# Linear Algebra Lines vs. Vectors

• Sep 24th 2008, 03:15 PM
Hellreaver
Linear Algebra Lines vs. Vectors
Hi, I'm new to the forum, and to linear algebra. Not having much fun with that latter, I'm afraid. So I hope that this helps me understand the concepts that it deals with.
I guess I'll start with a question, try to work my way through it, and hopefully get it right, but if not, please correct me, and tell me where I went wrong and why.

Find the equation of the line parallel to v=(5,-2,1) passing through the point (1,6,2), and determine whether the point (5,4,3) is on this line.

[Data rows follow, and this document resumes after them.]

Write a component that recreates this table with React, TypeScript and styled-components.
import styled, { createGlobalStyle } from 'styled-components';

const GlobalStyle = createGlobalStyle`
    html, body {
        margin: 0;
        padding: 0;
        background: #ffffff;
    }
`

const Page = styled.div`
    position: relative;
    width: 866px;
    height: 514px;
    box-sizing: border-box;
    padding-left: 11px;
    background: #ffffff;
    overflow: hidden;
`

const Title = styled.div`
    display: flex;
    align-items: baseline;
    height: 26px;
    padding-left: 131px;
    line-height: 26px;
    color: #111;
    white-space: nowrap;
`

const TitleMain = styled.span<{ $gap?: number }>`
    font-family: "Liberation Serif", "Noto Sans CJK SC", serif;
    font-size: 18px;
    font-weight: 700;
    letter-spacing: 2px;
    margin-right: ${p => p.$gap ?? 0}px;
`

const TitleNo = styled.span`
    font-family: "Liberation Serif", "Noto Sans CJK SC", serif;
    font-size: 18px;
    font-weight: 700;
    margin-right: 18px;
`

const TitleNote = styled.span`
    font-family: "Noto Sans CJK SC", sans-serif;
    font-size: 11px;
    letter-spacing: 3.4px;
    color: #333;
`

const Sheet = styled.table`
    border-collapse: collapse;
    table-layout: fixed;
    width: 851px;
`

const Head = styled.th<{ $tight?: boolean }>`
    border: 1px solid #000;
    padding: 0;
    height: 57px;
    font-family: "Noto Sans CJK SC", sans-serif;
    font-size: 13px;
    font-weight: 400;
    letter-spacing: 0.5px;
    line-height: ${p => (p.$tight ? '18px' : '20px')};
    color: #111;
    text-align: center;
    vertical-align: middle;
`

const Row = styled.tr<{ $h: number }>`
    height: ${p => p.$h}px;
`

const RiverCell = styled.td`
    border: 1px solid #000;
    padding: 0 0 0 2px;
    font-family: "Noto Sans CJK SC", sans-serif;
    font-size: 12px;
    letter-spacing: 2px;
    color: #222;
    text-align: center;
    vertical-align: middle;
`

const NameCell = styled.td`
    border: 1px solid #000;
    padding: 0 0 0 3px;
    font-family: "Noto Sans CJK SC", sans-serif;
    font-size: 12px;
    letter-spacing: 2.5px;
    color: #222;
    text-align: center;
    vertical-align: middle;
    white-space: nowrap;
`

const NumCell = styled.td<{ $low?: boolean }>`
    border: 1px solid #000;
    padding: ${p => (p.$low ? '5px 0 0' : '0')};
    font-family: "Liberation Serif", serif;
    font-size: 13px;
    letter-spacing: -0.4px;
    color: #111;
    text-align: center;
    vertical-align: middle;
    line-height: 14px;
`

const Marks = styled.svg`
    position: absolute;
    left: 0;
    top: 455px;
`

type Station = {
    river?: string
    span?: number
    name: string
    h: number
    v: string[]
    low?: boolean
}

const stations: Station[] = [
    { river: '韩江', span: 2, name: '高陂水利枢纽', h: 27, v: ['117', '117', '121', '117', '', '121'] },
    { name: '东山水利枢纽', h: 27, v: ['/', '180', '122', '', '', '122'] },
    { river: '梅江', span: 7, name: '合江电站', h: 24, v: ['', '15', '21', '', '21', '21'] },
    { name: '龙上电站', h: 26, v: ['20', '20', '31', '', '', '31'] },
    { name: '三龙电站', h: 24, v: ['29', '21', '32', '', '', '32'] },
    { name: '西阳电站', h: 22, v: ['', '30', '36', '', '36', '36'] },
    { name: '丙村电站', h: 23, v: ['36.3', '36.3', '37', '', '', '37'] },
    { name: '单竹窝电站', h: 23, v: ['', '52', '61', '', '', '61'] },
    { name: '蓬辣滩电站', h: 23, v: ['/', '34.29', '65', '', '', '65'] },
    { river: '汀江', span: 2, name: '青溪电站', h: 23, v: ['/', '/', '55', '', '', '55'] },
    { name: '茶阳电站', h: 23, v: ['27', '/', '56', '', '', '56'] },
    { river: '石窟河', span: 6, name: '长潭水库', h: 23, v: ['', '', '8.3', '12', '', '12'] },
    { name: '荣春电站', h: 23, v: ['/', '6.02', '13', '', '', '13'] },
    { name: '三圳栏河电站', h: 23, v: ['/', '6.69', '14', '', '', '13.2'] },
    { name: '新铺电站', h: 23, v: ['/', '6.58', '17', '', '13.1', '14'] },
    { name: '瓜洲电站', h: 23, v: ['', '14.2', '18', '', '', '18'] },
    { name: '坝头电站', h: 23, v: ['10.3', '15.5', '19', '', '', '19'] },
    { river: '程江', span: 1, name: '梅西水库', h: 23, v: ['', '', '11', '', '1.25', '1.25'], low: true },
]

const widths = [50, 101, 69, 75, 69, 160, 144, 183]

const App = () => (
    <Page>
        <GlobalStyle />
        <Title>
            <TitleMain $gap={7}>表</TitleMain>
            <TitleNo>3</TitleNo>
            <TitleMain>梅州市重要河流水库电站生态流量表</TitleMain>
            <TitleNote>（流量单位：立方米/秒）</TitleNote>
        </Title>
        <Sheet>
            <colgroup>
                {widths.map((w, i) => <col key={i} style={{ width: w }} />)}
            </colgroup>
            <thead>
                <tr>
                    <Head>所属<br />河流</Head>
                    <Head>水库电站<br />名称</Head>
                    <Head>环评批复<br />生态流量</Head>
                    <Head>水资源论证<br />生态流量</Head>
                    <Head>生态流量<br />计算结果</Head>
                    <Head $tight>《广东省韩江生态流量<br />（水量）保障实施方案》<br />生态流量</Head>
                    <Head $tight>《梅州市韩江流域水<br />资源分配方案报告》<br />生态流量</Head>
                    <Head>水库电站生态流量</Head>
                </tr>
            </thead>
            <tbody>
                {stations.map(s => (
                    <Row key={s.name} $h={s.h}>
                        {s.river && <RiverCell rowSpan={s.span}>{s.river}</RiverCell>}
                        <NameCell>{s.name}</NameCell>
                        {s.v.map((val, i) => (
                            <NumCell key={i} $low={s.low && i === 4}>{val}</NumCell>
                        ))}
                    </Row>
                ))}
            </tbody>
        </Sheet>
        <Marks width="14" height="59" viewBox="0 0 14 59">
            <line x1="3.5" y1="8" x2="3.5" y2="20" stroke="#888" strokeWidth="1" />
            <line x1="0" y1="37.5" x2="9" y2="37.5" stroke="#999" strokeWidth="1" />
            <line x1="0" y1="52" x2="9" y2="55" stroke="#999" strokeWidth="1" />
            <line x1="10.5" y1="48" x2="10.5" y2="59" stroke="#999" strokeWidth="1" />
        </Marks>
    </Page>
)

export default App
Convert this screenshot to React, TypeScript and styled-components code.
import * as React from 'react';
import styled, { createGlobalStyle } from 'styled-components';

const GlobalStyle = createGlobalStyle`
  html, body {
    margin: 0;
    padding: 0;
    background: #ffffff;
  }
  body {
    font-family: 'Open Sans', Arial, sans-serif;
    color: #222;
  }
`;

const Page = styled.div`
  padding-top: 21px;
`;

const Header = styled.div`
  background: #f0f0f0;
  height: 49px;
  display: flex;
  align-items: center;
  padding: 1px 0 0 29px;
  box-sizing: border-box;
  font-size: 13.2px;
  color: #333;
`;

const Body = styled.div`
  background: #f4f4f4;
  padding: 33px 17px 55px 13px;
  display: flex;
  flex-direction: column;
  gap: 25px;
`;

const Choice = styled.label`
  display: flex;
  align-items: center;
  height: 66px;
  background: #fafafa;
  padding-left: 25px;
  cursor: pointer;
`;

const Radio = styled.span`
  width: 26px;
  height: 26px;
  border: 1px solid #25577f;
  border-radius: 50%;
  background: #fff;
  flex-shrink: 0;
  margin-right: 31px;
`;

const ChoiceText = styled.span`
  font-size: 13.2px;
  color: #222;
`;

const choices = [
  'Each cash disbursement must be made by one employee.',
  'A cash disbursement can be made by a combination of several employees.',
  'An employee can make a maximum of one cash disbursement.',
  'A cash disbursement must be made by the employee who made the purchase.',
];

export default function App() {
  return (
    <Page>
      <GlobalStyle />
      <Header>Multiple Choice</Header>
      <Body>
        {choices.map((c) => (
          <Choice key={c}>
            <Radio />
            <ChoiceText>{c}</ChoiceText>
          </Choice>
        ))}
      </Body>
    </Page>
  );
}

I think that the equation of the line would be x=(1,6,2) + t (5,-2,1), because this would mean that (1,6,2) is on the line, and that the line has a direction of (5,-2,1). I'm not exactly sure how to figure out if the point is on the line, or if I'm even going in the right direction with this problem...
• Sep 24th 2008, 03:29 PM
Plato
Quote:

Originally Posted by Hellreaver
Find the equation of the line parallel to v=(5,-2,1) passing through the point (1,6,2), and determine whether the point (5,4,3) is on this line.
I think that the equation of the line would be x=(1,6,2) + t (5,-2,1)

You are correct!
Now, is there a value of t for which x=(5,4,3)?
• Sep 24th 2008, 03:33 PM
Hellreaver
So would it then become:

(5,4,3)= (1,6,2) + t (5,-2,1)
(5,4,3)-(1,6,2)=t (5,-2,1)
(4,-2,1)= t (5,-2,1)

and since the x values are different, and changing t from 1 to any other number would change the values of y and z, the point is not on the line?

Edit: Wow, dumb question, of course it isn't. Alright, thanks a bunch for that. I have another one, kinda similar to the first, but I'm not sure how to go about it...

Find parametric equations of the line that is perpendicular to the plane x+2y+3z=4 and passes through the point (1,1,-1).

I'm not even sure where to being on this one... Should I solve for x in the equation of the plane, or what?